Yes — the default preset is sized exactly for Avery 5160 (and the inkjet-tuned 8160 equivalent): 30 labels per US Letter sheet, 3 columns × 10 rows, 1" × 2⅝" each. In your browser print dialog, set scale to 100% and disable headers and footers. Labels will line up with the die-cut sheet.
Yes — paste your address list directly into the textarea, one address per line. Each line becomes one label. For multi-line addresses (street + city + state), keep each full address on a single line for now — full multi-line address support with line breaks per label is a planned feature. As a workaround, use a · or — separator between street and city.
Type your address once in the textarea, then in section 6 set Fill mode to Tile / repeat. The single address will repeat 30 times on the sheet. This is the fastest way to make a sheet of return labels for holiday cards or wedding invitations.

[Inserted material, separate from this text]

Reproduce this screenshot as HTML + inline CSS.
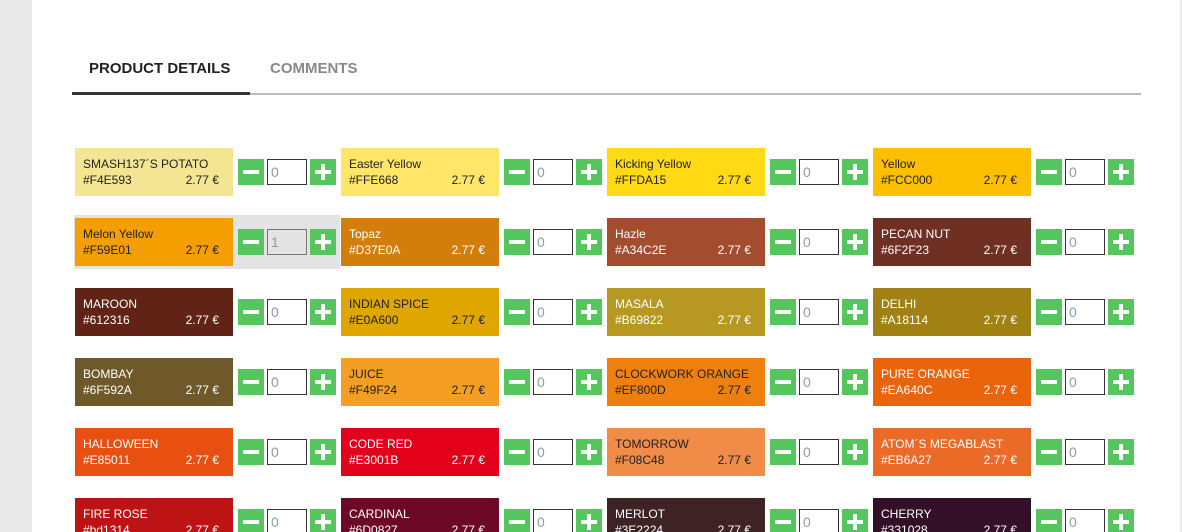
<!DOCTYPE html>
<html style="height:532px;overflow:hidden"><head><meta charset="utf-8"><style>
html,body{height:532px;overflow:hidden}
body{margin:0;width:1182px;background:#e9e9e9;font-family:"Liberation Sans",sans-serif;position:relative}
.page{position:absolute;left:32px;top:0;width:1148px;height:532px;background:#fff}
.tab{position:absolute;top:60px;font-size:15px;font-weight:bold}
.c{position:absolute;width:266px;height:54px}
.s{position:absolute;left:1px;top:3px;width:158px;height:48px;font-size:12px;color:#222}
.s .n{position:absolute;left:8px;top:9px;white-space:nowrap}
.s .h{position:absolute;left:8px;top:25px}
.s .p{position:absolute;right:14px;top:25px}
.w{color:#fff}
.b{position:absolute;top:14px;width:26px;height:26px;background:#55c65e}
.m{left:164px}.pl{left:236px}
.m::after{content:"";position:absolute;left:5px;top:11px;width:16px;height:4px;background:#fff}
.pl::before{content:"";position:absolute;left:5px;top:11px;width:16px;height:4px;background:#fff}
.pl::after{content:"";position:absolute;left:11px;top:5px;width:4px;height:16px;background:#fff}
.i{position:absolute;left:193px;top:14px;height:24px;border:1px solid #333;background:#fff;font-size:14px;color:#8a9ab0;line-height:24px;padding-left:3px;width:35px}
.hl{background:#e3e3e3}.hl .i{background:#e3e3e3;border-color:#777}
</style></head><body>
<div class="page"></div>
<div class="tab" style="left:89px;color:#222">PRODUCT DETAILS</div>
<div class="tab" style="left:270px;color:#888">COMMENTS</div>
<div style="position:absolute;left:72px;top:93px;width:1069px;height:2px;background:#bbb"></div>
<div style="position:absolute;left:72px;top:92px;width:178px;height:3px;background:#333"></div>

<div class="c" style="left:74px;top:145px"><div class="s" style="background:#F4E593"><span class="n">SMASH137´S POTATO</span><span class="h">#F4E593</span><span class="p">2.77 €</span></div><div class="b m"></div><div class="i">0</div><div class="b pl"></div></div>
<div class="c" style="left:340px;top:145px"><div class="s" style="background:#FFE668"><span class="n">Easter Yellow</span><span class="h">#FFE668</span><span class="p">2.77 €</span></div><div class="b m"></div><div class="i">0</div><div class="b pl"></div></div>
<div class="c" style="left:606px;top:145px"><div class="s" style="background:#FFDA15"><span class="n">Kicking Yellow</span><span class="h">#FFDA15</span><span class="p">2.77 €</span></div><div class="b m"></div><div class="i">0</div><div class="b pl"></div></div>
<div class="c" style="left:872px;top:145px"><div class="s" style="background:#FCC000"><span class="n">Yellow</span><span class="h">#FCC000</span><span class="p">2.77 €</span></div><div class="b m"></div><div class="i">0</div><div class="b pl"></div></div>

<div class="c hl" style="left:74px;top:215px"><div class="s" style="background:#F59E01"><span class="n">Melon Yellow</span><span class="h">#F59E01</span><span class="p">2.77 €</span></div><div class="b m"></div><div class="i">1</div><div class="b pl"></div></div>
<div class="c" style="left:340px;top:215px"><div class="s w" style="background:#D37E0A"><span class="n">Topaz</span><span class="h">#D37E0A</span><span class="p">2.77 €</span></div><div class="b m"></div><div class="i">0</div><div class="b pl"></div></div>
<div class="c" style="left:606px;top:215px"><div class="s w" style="background:#A34C2E"><span class="n">Hazle</span><span class="h">#A34C2E</span><span class="p">2.77 €</span></div><div class="b m"></div><div class="i">0</div><div class="b pl"></div></div>
<div class="c" style="left:872px;top:215px"><div class="s w" style="background:#6F2F23"><span class="n">PECAN NUT</span><span class="h">#6F2F23</span><span class="p">2.77 €</span></div><div class="b m"></div><div class="i">0</div><div class="b pl"></div></div>

<div class="c" style="left:74px;top:285px"><div class="s w" style="background:#612316"><span class="n">MAROON</span><span class="h">#612316</span><span class="p">2.77 €</span></div><div class="b m"></div><div class="i">0</div><div class="b pl"></div></div>
<div class="c" style="left:340px;top:285px"><div class="s" style="background:#E0A600"><span class="n">INDIAN SPICE</span><span class="h">#E0A600</span><span class="p">2.77 €</span></div><div class="b m"></div><div class="i">0</div><div class="b pl"></div></div>
<div class="c" style="left:606px;top:285px"><div class="s w" style="background:#B69822"><span class="n">MASALA</span><span class="h">#B69822</span><span class="p">2.77 €</span></div><div class="b m"></div><div class="i">0</div><div class="b pl"></div></div>
<div class="c" style="left:872px;top:285px"><div class="s w" style="background:#A18114"><span class="n">DELHI</span><span class="h">#A18114</span><span class="p">2.77 €</span></div><div class="b m"></div><div class="i">0</div><div class="b pl"></div></div>

<div class="c" style="left:74px;top:355px"><div class="s w" style="background:#6F592A"><span class="n">BOMBAY</span><span class="h">#6F592A</span><span class="p">2.77 €</span></div><div class="b m"></div><div class="i">0</div><div class="b pl"></div></div>
<div class="c" style="left:340px;top:355px"><div class="s" style="background:#F49F24"><span class="n">JUICE</span><span class="h">#F49F24</span><span class="p">2.77 €</span></div><div class="b m"></div><div class="i">0</div><div class="b pl"></div></div>
<div class="c" style="left:606px;top:355px"><div class="s" style="background:#EF800D"><span class="n">CLOCKWORK ORANGE</span><span class="h">#EF800D</span><span class="p">2.77 €</span></div><div class="b m"></div><div class="i">0</div><div class="b pl"></div></div>
<div class="c" style="left:872px;top:355px"><div class="s w" style="background:#EA640C"><span class="n">PURE ORANGE</span><span class="h">#EA640C</span><span class="p">2.77 €</span></div><div class="b m"></div><div class="i">0</div><div class="b pl"></div></div>

<div class="c" style="left:74px;top:425px"><div class="s w" style="background:#E85011"><span class="n">HALLOWEEN</span><span class="h">#E85011</span><span class="p">2.77 €</span></div><div class="b m"></div><div class="i">0</div><div class="b pl"></div></div>
<div class="c" style="left:340px;top:425px"><div class="s w" style="background:#E3001B"><span class="n">CODE RED</span><span class="h">#E3001B</span><span class="p">2.77 €</span></div><div class="b m"></div><div class="i">0</div><div class="b pl"></div></div>
<div class="c" style="left:606px;top:425px"><div class="s" style="background:#F08C48"><span class="n">TOMORROW</span><span class="h">#F08C48</span><span class="p">2.77 €</span></div><div class="b m"></div><div class="i">0</div><div class="b pl"></div></div>
<div class="c" style="left:872px;top:425px"><div class="s w" style="background:#EB6A27"><span class="n">ATOM´S MEGABLAST</span><span class="h">#EB6A27</span><span class="p">2.77 €</span></div><div class="b m"></div><div class="i">0</div><div class="b pl"></div></div>

<div class="c" style="left:74px;top:495px"><div class="s w" style="background:#bd1314"><span class="n">FIRE ROSE</span><span class="h">#bd1314</span><span class="p">2.77 €</span></div><div class="b m"></div><div class="i">0</div><div class="b pl"></div></div>
<div class="c" style="left:340px;top:495px"><div class="s w" style="background:#6D0827"><span class="n">CARDINAL</span><span class="h">#6D0827</span><span class="p">2.77 €</span></div><div class="b m"></div><div class="i">0</div><div class="b pl"></div></div>
<div class="c" style="left:606px;top:495px"><div class="s w" style="background:#3E2224"><span class="n">MERLOT</span><span class="h">#3E2224</span><span class="p">2.77 €</span></div><div class="b m"></div><div class="i">0</div><div class="b pl"></div></div>
<div class="c" style="left:872px;top:495px"><div class="s w" style="background:#331028"><span class="n">CHERRY</span><span class="h">#331028</span><span class="p">2.77 €</span></div><div class="b m"></div><div class="i">0</div><div class="b pl"></div></div>
</body></html>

Adjust the grid manually: Avery 5161 is 4 columns × 5 rows (1" × 4"); Avery 5162 is 2 columns × 7 rows (1⅓" × 4"); Avery 5163 is 2 columns × 5 rows (2" × 4"). Set columns/rows manually in section 3 and adjust the margin to 6mm for most full-sheet label products.
Print one test page on plain paper first, then hold it against an Avery sheet against a window or light to verify alignment. If labels are slightly off, the most common cause is the print dialog scale — set it to exactly 100% (not "Fit to page"), and turn off headers and footers. Most printer drift is under 1mm and corrected by these two settings.
Yes, but those use continuous label rolls rather than die-cut sheets, and they have their own apps. This tool is best paired with sheet-fed inkjet or laser printers using Avery-compatible label sheets. For thermal label printers, copy/paste your formatted addresses into the printer's app instead.